Considering they did not field an entry in one of the five titles – the Warriors could not find anyone to play Madden football – coach Jesse Griffith was quite satisfied.

“We were able to beat out some of the toughest schools in the state,” he said. “I believe 3A has some of the toughest competition because of the schools involved like Sandia Prep, Taos Academy, St. Michael’s, Albuquerque School for Excellence and Early College Academy run away with it every year.”

Socorro rode the backs of its senior-laden Mario Kart squad that entered the tournament as the top seed, but unexpectedly lost in the championship match to second-seeded Raton, a team the Warriors had beaten twice during the regular season.

The team was formed by captain Cody Johnston shortly before the season started. He recruited friends Jeremiah Patterson, Elias Zheng and Finn Parker. The latter two are Johnston’s teammates from the Warriors soccer team.

“We got our team together about two weeks before the normal season and none of us had ever played competitive Mario Kart before,” Johnston said. “My freshman year, my teacher, Mr. Griffith, he started E-sports, and jokingly, I told him, get Mario Kart and I’ll join because I enjoy playing Mario Kart. In my senior year, NMAA introduced Mario Kart so I stuck to my word and I got Elias, Finn and Jeremiah to play so we would have a full team.”

Making the transition from casual player to competitive player was a bigger leap than anticipated, he said.

“I thought I was okay, I guess I was okay for a casual player, but when we started playing competitively I learned I wasn’t the greatest,” Johnston said. “There’s a big jump between casual and competitive Mario Kart, I’ve learned.”

He credited Zheng with making a real effort to bring the team up to speed in a hurry.

“Elias taught us a lot of the shortcuts,” Johnston said. “He recently got a switch (a networking device that enhances a computer’s capabilities) and he bought Mario Kart. He’s been playing maybe four months but he definitely learned really fast. And it was really nice for him to be able to teach us a lot of this stuff.”

For his part, Zheng said he was just being a good teammate.

“Honestly it was a lot of fun,” he said. “I’m still trying to process what happened on Saturday. But we had some good times. It’s unfortunate that we had to lose the grand championship.”

Zheng, however, got to extend his state tournament experience, working as a color analyst or “shoutcaster” for the broadcast of the 4A and 5A championship matches.

“I knew I had to get on that stage because shoutcasting is one of my passions,” he said. “They put me on the 4A match and I did color commentating and analysis of each play because I had the experience.
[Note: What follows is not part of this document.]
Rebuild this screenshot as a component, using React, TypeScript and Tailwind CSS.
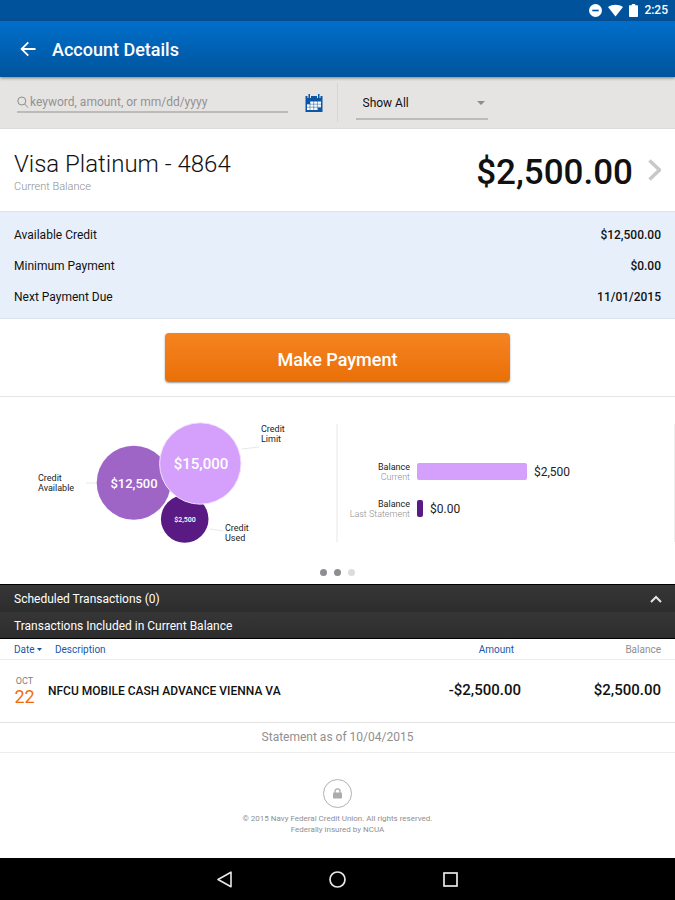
import type { ReactNode } from 'react';

const details = [
  { label: 'Available Credit', value: '$12,500.00' },
  { label: 'Minimum Payment', value: '$0.00' },
  { label: 'Next Payment Due', value: '11/01/2015' },
];

function StatusBar() {
  return (
    <div className="flex h-[21px] items-center justify-end bg-[#00529b] pr-[7px] text-white">
      <svg className="mr-[6px] h-[13px] w-[13px]" viewBox="0 0 13 13">
        <circle cx="6.5" cy="6.5" r="6.5" fill="#fff" />
        <rect x="3.3" y="5.7" width="6.4" height="1.6" fill="#00529b" />
      </svg>
      <svg className="mr-[6px] h-[13px] w-[15px]" viewBox="0 0 15 13">
        <path d="M0 3C4.500 0 10.500 0 15 3L7.500 12.500Z" fill="#fff" />
      </svg>
      <svg className="mr-[6px] h-[13px] w-[9px]" viewBox="0 0 9 13">
        <path d="M2.800 0h3.400v1.300H8.200Q9 1.300 9 2.100V12.200Q9 13 8.200 13H.8Q0 13 0 12.200V2.100Q0 1.300.8 1.300h2z" fill="#fff" />
      </svg>
      <span className="text-[12px] leading-[21px] font-medium">2:25</span>
    </div>
  );
}

function Header() {
  return (
    <header className="relative z-10 flex h-[56px] items-center bg-linear-to-b from-[#006fcb] to-[#00549c] pl-[20px] text-white shadow-[0_1px_3px_rgba(60,50,40,0.6)]">
      <button aria-label="Back" className="mr-[16px]">
        <svg className="h-[16px] w-[16px]" viewBox="0 0 16 16" fill="none" stroke="#fff" strokeWidth="1.8">
          <path d="M15.500 8H2.200M8.300 1.300L1.600 8l6.700 6.700" />
        </svg>
      </button>
      <h1 className="pt-[2px] text-[18px] leading-[24px] font-medium">Account Details</h1>
    </header>
  );
}

function CalendarIcon() {
  return (
    <svg className="h-[18px] w-[18px]" viewBox="0 0 18 18">
      <path d="M.5 2h17v16H.5z" fill="#0d55a5" />
      <path d="M2.500 0h3.500v4H2.500zM12 0h3.500v4H12z" fill="#e6e4e2" />
      <path d="M3.500 0h1.500v4H3.500zM13 0h1.500v4H13z" fill="#0d55a5" />
      <path d="M5 7.500h11v6h-3V16H2v-6h3z" fill="#fff" />
      <path d="M2 10.200h14M2 13.200h14M5 7v9M8.700 7v9M12.400 7v9" stroke="#0d55a5" strokeWidth=".5" />
    </svg>
  );
}

function Filters() {
  return (
    <div className="flex h-[52px] border-b border-[#dcdbda] bg-[#e6e4e2]">
      <div className="flex flex-1 items-center pl-[17px]">
        <label className="flex h-[21px] flex-1 items-center gap-px border-b-2 border-[#bdbbba]">
          <svg className="h-[12px] w-[12px]" viewBox="0 0 12 12" fill="none" stroke="#8d8d8f" strokeWidth="1">
            <circle cx="4.800" cy="5" r="4" />
            <path d="M7.700 8l3.300 3.500" />
          </svg>
          <input
            type="text"
            aria-label="Search transactions"
            placeholder="keyword, amount, or mm/dd/yyyy"
            className="min-w-0 flex-1 bg-transparent text-[12px] leading-[18px] outline-none placeholder:text-[#929294]"
          />
        </label>
        <button aria-label="Pick a date" className="mr-[14px] ml-[17px]">
          <CalendarIcon />
        </button>
      </div>
      <div className="my-[6px] flex flex-1 items-start border-l border-[#d8d6d5] pt-[4px] pl-[18px]">
        <div className="flex h-[33px] w-[132px] items-center border-b-2 border-[#bdbbba] pr-[3px] pl-[7px]">
          <select aria-label="Show" className="flex-1 appearance-none bg-transparent text-[12px] leading-[18px] text-[#111] outline-none">
            <option>Show All</option>
          </select>
          <svg className="h-[4px] w-[8px]" viewBox="0 0 8 4">
            <path d="M0 0h8L4 4z" fill="#8c8c8c" />
          </svg>
        </div>
      </div>
    </div>
  );
}

function Summary() {
  return (
    <section className="flex h-[82px] items-center justify-between px-[14px]">
      <div className="pt-[6px]">
        <h2 className="text-[24px] leading-[28px] font-light text-[#111]">Visa Platinum - 4864</h2>
        <p className="text-[11px] leading-[18px] font-light text-[#8f8f8f]">Current Balance</p>
      </div>
      <button className="flex items-center gap-[14px]">
        <span className="pt-[6px] text-[35px] leading-[44px] font-medium text-[#111]">$2,500.00</span>
        <svg className="h-[22px] w-[14px]" viewBox="0 0 14 22" fill="none" stroke="#c8c8c8" strokeWidth="3.500">
          <path d="M2.500 1.500l10 9.500-10 9.500" />
        </svg>
      </button>
    </section>
  );
}

function Details() {
  return (
    <dl className="border-y border-[#dbe3ec] bg-[#e7f0fa] px-[14px] pt-[7px] pb-[6px] text-[12px] text-[#111]">
      {details.map((d) => (
        <div key={d.label} className="flex h-[31px] items-center justify-between">
          <dt>{d.label}</dt>
          <dd className="font-medium">{d.value}</dd>
        </div>
      ))}
    </dl>
  );
}

function CreditBubbles() {
  return (
    <svg className="mx-auto h-[132px] w-[336px]" viewBox="0 0 336 132">
      <g stroke="#e8e8e8">
        <path d="M86 66h11M242 32l17-2M210 112l13 2" />
      </g>
      <circle cx="133.700" cy="65.700" r="37" fill="#9e65c6" />
      <circle cx="184.700" cy="102" r="23.800" fill="#591b83" />
      <circle cx="200.300" cy="46.500" r="40.700" fill="#d5a0fc" stroke="#f1e3fb" />
      <g fill="#fff" textAnchor="middle" className="font-medium">
        <text x="134" y="71" className="text-[13px]">$12,500</text>
        <text x="201" y="52" className="text-[15px]">$15,000</text>
        <text x="185" y="105" className="text-[7px]">$2,500</text>
      </g>
      <g fill="#222" className="text-[9px]">
        <text x="38" y="64">Credit</text>
        <text x="38" y="74">Available</text>
        <text x="261" y="15">Credit</text>
        <text x="261" y="25">Limit</text>
        <text x="225" y="114">Credit</text>
        <text x="225" y="124">Used</text>
      </g>
    </svg>
  );
}

function BalanceBar({ caption, value, children }: { caption: string; value: string; children: ReactNode }) {
  return (
    <div className="flex items-center">
      <div className="w-[72px] text-right text-[9px] leading-[10px]">
        <div className="text-[#222]">Balance</div>
        <div className="font-light text-[#8f8f8f]">{caption}</div>
      </div>
      <div className="mx-[7px]">{children}</div>
      <span className="text-[12px] leading-[16px] text-[#222]">{value}</span>
    </div>
  );
}

function Charts() {
  return (
    <section className="border-t border-[#e6e6e6]">
      <div className="flex items-center pt-[20px]">
        <div className="flex-1">
          <CreditBubbles />
        </div>
        <div className="h-[118px] w-[2px] bg-[#f3f3f3]" />
        <div className="flex flex-1 flex-col gap-[17px] pt-[14px]">
          <BalanceBar caption="Current" value="$2,500">
            <div className="h-[17px] w-[110px] rounded-[2px] bg-[#d5a0fc]" />
          </BalanceBar>
          <BalanceBar caption="Last Statement" value="$0.00">
            <div className="h-[17px] w-[6px] rounded-[2px] bg-[#591b83]" />
          </BalanceBar>
        </div>
        <div className="h-[118px] w-px bg-[#ededed]" />
      </div>
      <div className="flex justify-center gap-[7px] pt-[20px] pb-[8px]">
        <span className="h-[7px] w-[7px] rounded-full bg-[#8e8e92]" />
        <span className="h-[7px] w-[7px] rounded-full bg-[#8e8e92]" />
        <span className="h-[7px] w-[7px] rounded-full bg-[#dcdcdc]" />
      </div>
    </section>
  );
}

function Transactions() {
  return (
    <section>
      <div className="border-y border-black text-[12px] text-white">
        <button className="flex h-[27px] w-full items-center justify-between bg-linear-to-b from-[#363636] to-[#2d2d2d] pr-[13px] pl-[14px]">
          <span>Scheduled Transactions (0)</span>
          <svg className="h-[8px] w-[12px]" viewBox="0 0 12 8" fill="none" stroke="#e4e4e4" strokeWidth="2">
            <path d="M1 7l5-5 5 5" />
          </svg>
        </button>
        <h3 className="flex h-[26px] items-center bg-linear-to-b from-[#363636] to-[#2d2d2d] px-[14px] pt-[2px]">
          Transactions Included in Current Balance
        </h3>
      </div>
      <table className="w-full table-fixed text-[#111]">
        <colgroup>
          <col className="w-[48px]" />
          <col />
          <col className="w-[120px]" />
          <col className="w-[154px]" />
        </colgroup>
        <thead>
          <tr className="h-[20px] border-b border-[#ececec] text-[10px] leading-[16px] text-[#1c56a8]">
            <th className="pt-[2px] pl-[14px] text-left font-normal">
              <button className="flex items-center gap-[2px]">
                Date
                <svg className="h-[3px] w-[5px]" viewBox="0 0 5 3">
                  <path d="M0 0h5L2.500 3z" fill="#1c56a8" />
                </svg>
              </button>
            </th>
            <th className="pt-[2px] pl-[7px] text-left font-normal">
              <button>Description</button>
            </th>
            <th className="pt-[2px] pr-[7px] text-right font-normal">
              <button>Amount</button>
            </th>
            <th className="pt-[2px] pr-[14px] text-right font-normal text-[#8f8f8f]">Balance</th>
          </tr>
        </thead>
        <tbody>
          <tr className="h-[63px] border-b border-[#e3e3e3]">
            <td className="pl-[14px]">
              <div className="w-[21px] text-center">
                <div className="text-[9px] leading-[12px] text-[#808080]">OCT</div>
                <div className="text-[18px] leading-[20px] text-[#f26c0d]">22</div>
              </div>
            </td>
            <td className="text-[12px] font-medium">NFCU MOBILE CASH ADVANCE VIENNA VA</td>
            <td className="text-right text-[15px] font-medium">-$2,500.00</td>
            <td className="pr-[14px] text-right text-[15px] font-medium">$2,500.00</td>
          </tr>
        </tbody>
      </table>
      <p className="border-b border-[#ececec] text-center text-[12px] leading-[29px] text-[#8f8f8f]">
        Statement as of 10/04/2015
      </p>
    </section>
  );
}

function Footer() {
  return (
    <footer className="flex flex-col items-center pt-[26px] pb-[23px] text-center text-[8px] leading-[11px] text-[#8f8f8f]">
      <div className="mb-[5px] flex h-[29px] w-[29px] items-center justify-center rounded-full border border-[#b0b0b0]">
        <svg className="h-[11px] w-[9px]" viewBox="0 0 9 11">
          <path d="M2 5V3a2.500 2.200 0 0 1 5 0v2" fill="none" stroke="#acacac" strokeWidth="1.300" />
          <rect y="4.500" width="9" height="6" rx=".8" fill="#acacac" />
        </svg>
      </div>
      <p>© 2015 Navy Federal Credit Union. All rights reserved.</p>
      <p>Federally insured by NCUA</p>
    </footer>
  );
}

function NavBar() {
  return (
    <nav className="flex h-[42px] items-center justify-center gap-[96px] bg-black">
      <button aria-label="Back">
        <svg className="h-[17px] w-[17px]" viewBox="0 0 17 17" fill="none" stroke="#e8e8e8" strokeWidth="1.600" strokeLinejoin="round">
          <path d="M15 1.200v14.600L2 8.500z" />
        </svg>
      </button>
      <button aria-label="Home">
        <svg className="h-[17px] w-[17px]" viewBox="0 0 17 17" fill="none" stroke="#e8e8e8" strokeWidth="1.700">
          <circle cx="8.500" cy="8.500" r="7.500" />
        </svg>
      </button>
      <button aria-label="Recent apps">
        <svg className="h-[17px] w-[17px]" viewBox="0 0 17 17" fill="none" stroke="#e8e8e8" strokeWidth="1.700">
          <rect x="2" y="2" width="13" height="13" />
        </svg>
      </button>
    </nav>
  );
}

export default function App() {
  return (
    <div className="flex min-h-screen flex-col bg-white font-['Roboto',sans-serif]">
      <StatusBar />
      <Header />
      <main className="flex-1">
        <Filters />
        <Summary />
        <Details />
        <div className="flex justify-center pt-[14px] pb-[14px]">
          <button className="h-[49px] w-[51%] rounded-[4px] bg-linear-to-b from-[#f5841f] to-[#ea6f06] pt-[3px] text-[18px] font-medium text-white shadow-[0_1px_2px_rgba(0,0,0,0.4)]">
            Make Payment
          </button>
        </div>
        <Charts />
        <Transactions />
        <Footer />
      </main>
      <NavBar />
    </div>
  );
}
I was only supposed to do 4A but they had me back for 5A. Shoutcasting is a lot of fun. My play-by-play partner, he was a good partner. We played off each other really well.”

The school’s E-sports team finished up with its fourth season and has seen tremendous growth along the way, Griffith said.
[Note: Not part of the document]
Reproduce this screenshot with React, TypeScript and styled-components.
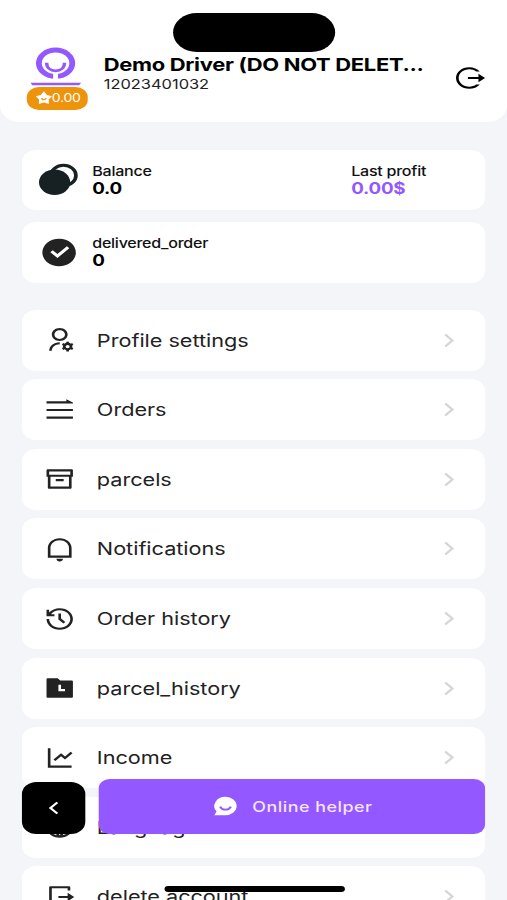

“This is the largest the team has been and I’m expecting it to continue to grow,” he said. “We started off with eight dedicated players then and now we have 32. Hopefully, we recruit some Madden players for next year.”

And like any sport, it takes a tremendous amount of practice to be proficient, Griffith said.

“These kids are competing every single week for about 16 weeks,” he said. “E-sports never ends. There are summer cups and prizes for students to win.”